I grandi vincitori sono le Forze libanesi, sostenute dall’Arabia Saudita, che diventano il primo partito cristiano in seno all’Assemblea (19 seggi contro i 15 del 2018), assieme ai movimenti di protesta. Questi ultimi hanno conquistato 13 seggi, strappandoli alle fazioni e dinastie politiche tradizionali del Paese.
Ora il punto è: cosa farsene della ”vittoria”? Questa è la vera domanda che ci si pone oggi. Se da un lato Hezbollah ha perso la maggioranza, al momento non si vede all’orizzonte nessuna alleanza parlamentare capace di raggiungere la maggioranza dei seggi.
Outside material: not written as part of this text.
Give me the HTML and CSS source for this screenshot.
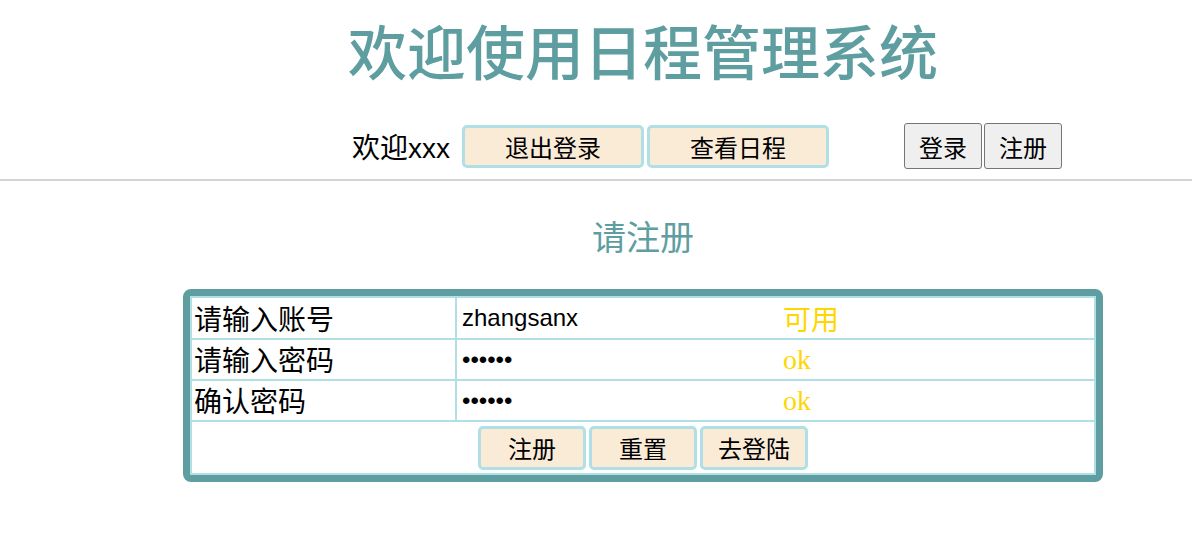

La sola certezza è l’emergere di forze ostili a Hezbollah o ai filo-siriani che sono pronti a fronteggiarli, con una maggioranza di deputati che è in aperto contrasto con i loro progetti. Questa nuova situazione è tanto più importante in quanto è l’attuale Camera che sarà chiamata ad eleggere il prossimo presidente della Repubblica, con il mandato dell’attuale capo di Stato Michel Aoun in scadenza il 31 ottobre.
Analisti ed esperti ritengono esagerata la parola “vittoria” e mettono in guardia contro ogni forma di trionfalismo. Costoro fanno notare che se Hezbollah è in calo e se, fatto di certo nuovo, ha perduto due seggi in uno dei suoi feudi del Libano-Sud (Libano-Sud III), il tandem Hezbollah-Amal mantiene comunque il monopolio della rappresentanza politica in seno alla comunità sciita, con i suoi 27 seggi in Parlamento. Tuttavia, questo monopolio non si traduce in una reale forza a livello istituzionale per la formazione del governo o l’elezione del presidente dell’Assemblea.
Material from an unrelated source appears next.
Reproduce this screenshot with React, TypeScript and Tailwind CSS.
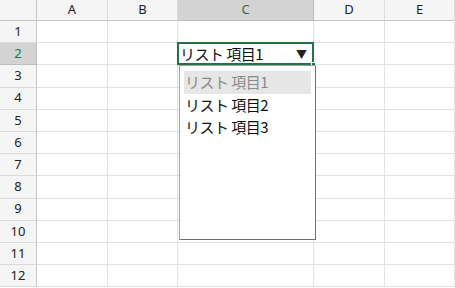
import React from 'react';

const columns = [
  { key: 'A', width: 'w-[71px]' },
  { key: 'B', width: 'w-[70px]' },
  { key: 'C', width: 'w-[136px]' },
  { key: 'D', width: 'w-[71px]' },
  { key: 'E', width: 'w-[70px]' },
];

const rows = Array.from({ length: 12 }, (_, i) => i + 1);

const items = ['リスト 項目1', 'リスト 項目2', 'リスト 項目3'];

const jpFont = { fontFamily: '"Noto Sans CJK JP", "Noto Sans", sans-serif' };

function Cell({ row, col }: { row: number; col: string }) {
  const active = row === 2 && col === 'C';
  if (!active) {
    return <div className="border-r border-b border-[#e1e1e1] bg-white" />;
  }
  return (
    <div className="relative border-r border-b border-[#e1e1e1] bg-white">
      {/* selection frame + fill handle */}
      <div className="absolute -left-px -top-px -right-px -bottom-px border-2 border-[#217346]" />
      <div className="absolute -right-[3px] -bottom-[3px] w-[5px] h-[5px] bg-[#217346] border border-white" />
      <div className="flex items-center h-full pl-[2px] pr-[6px] text-[15px] text-[#111]" style={jpFont}>
        <span className="tracking-[-0.5px]">リスト 項目1</span>
        <span className="ml-auto text-[11px] text-[#222]">▼</span>
      </div>
    </div>
  );
}

export default function App() {
  return (
    <div className="relative w-[455px] h-[288px] overflow-hidden bg-white" style={{ fontFamily: '"Noto Sans", "Open Sans", sans-serif' }}>
      <div className="grid grid-cols-[37px_71px_70px_136px_71px_70px] grid-rows-[21px_repeat(12,22.2px)]">
        {/* header row */}
        <div className="bg-[#f5f5f5] border-r border-b border-[#c6c6c6]" />
        {columns.map((c) => (
          <div
            key={c.key}
            className={`flex items-center justify-center text-[13px] border-r border-b ${
              c.key === 'C'
                ? 'bg-[#d3d3d3] text-[#217346] border-[#bdbdbd]'
                : 'bg-[#f5f5f5] text-[#222] border-[#dadada] border-b-[#c6c6c6]'
            }`}
          >
            {c.key}
          </div>
        ))}

        {rows.map((r) => (
          <React.Fragment key={r}>
            <div
              className={`flex items-center justify-center text-[13px] border-r border-b ${
                r === 2
                  ? 'bg-[#d3d3d3] text-[#217346] border-[#bdbdbd]'
                  : 'bg-[#f5f5f5] text-[#222] border-[#dadada] border-r-[#c6c6c6]'
              }`}
            >
              {r}
            </div>
            {columns.map((c) => (
              <Cell key={c.key} row={r} col={c.key} />
            ))}
          </React.Fragment>
        ))}
      </div>

      {/* validation list dropdown */}
      <div className="absolute left-[179px] top-[65px] w-[137px] h-[175px] bg-white border border-[#a0a0a0] border-r-[#707070] border-b-[#707070] pt-[5px] px-[4px]">
        {items.map((t, i) => (
          <div
            key={t}
            className={`h-[22.5px] flex items-center pl-[1px] text-[15px] tracking-[-0.5px] ${
              i === 0 ? 'bg-[#e6e6e6] text-[#8a8a8a]' : 'text-[#111]'
            }`}
            style={jpFont}
          >
            {t}
          </div>
        ))}
      </div>
    </div>
  );
}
Al tempo stesso, se le Forze libanesi hanno superato la Cpl come partito più rappresentativo dell’elettorato cristiano, lo scarto che li separa dai loro avversari è assai flebile (19 seggi contro 17).
Il dato medio sull’affluenza del 41% ha deluso le previsioni elettorali, che spingevano per una massiccia partecipazione alle urne. Tuttavia, secondo lo studioso Salem Zahran, questo deficit è strettamente legato all’emorragia umana che si è verificata in Libano negli ultimi anni. A suo avviso, i dati superiori registrati nella diaspora – fino al 70% degli aventi diritto registrati nei collegi elettorali di Dubai, Berlino e Parigi – sono in realtà quelli che la crisi economica senza precedenti in Libano ha spinto a emigrare dopo le ultime elezioni del 2018.
Sul fronte sunnita, gli effetti dell’appello al boicottaggio delle urne lanciato dall’ex primo ministro Saad Hariri sono stati di fatto limitati, grazie agli appelli contrari per una partecipazione massiccia rivolti dall’ambasciatore dell’Arabia Saudita, dal muftì della Repubblica e dall’ex premier Fouad Siniora, alleato della prima ora di Rafic Hariri. Lo testimoniano gli eccellenti risultati nel versante sunnita ottenuti dal “falco” anti-Hezbollah Ashraf Rifi, a Tripoli, e Osama Saad, a Saïda, dove Bahia Hariri non si è presentata.
Tutte queste figure e partiti non formano un unico blocco e potrebbero invece opporsi l’un l’altro su diversi argomenti chiave, scrive l’OLJ. Tuttavia, “è possibile – prosegue l’editoriale – che si formino alleanze di circostanza o interessi collegati tra loro, come potrebbe avvenire fra forze che intendono consentire la conclusione dell’inchiesta sulla doppia esplosione al porto di Beirut che Hezbollah ha fatto di tutto per ostacolare”. Di fronte a questa nuova realtà il numero due di Hezbollah, Mohammad Raad, ha lanciato un avvertimento ai nuovi deputati, e principalmente alle Forze libanesi. “Vi accettiamo come oppositori in Parlamento, ma non vi accetteremo come scudi che proteggono gli israeliani”. “Non accendete – ha aggiunto – le fiamme della guerra civile”. Com’è facilmente immaginabile, per i prossimi mesi si prevedono fasi di tensione per il Libano.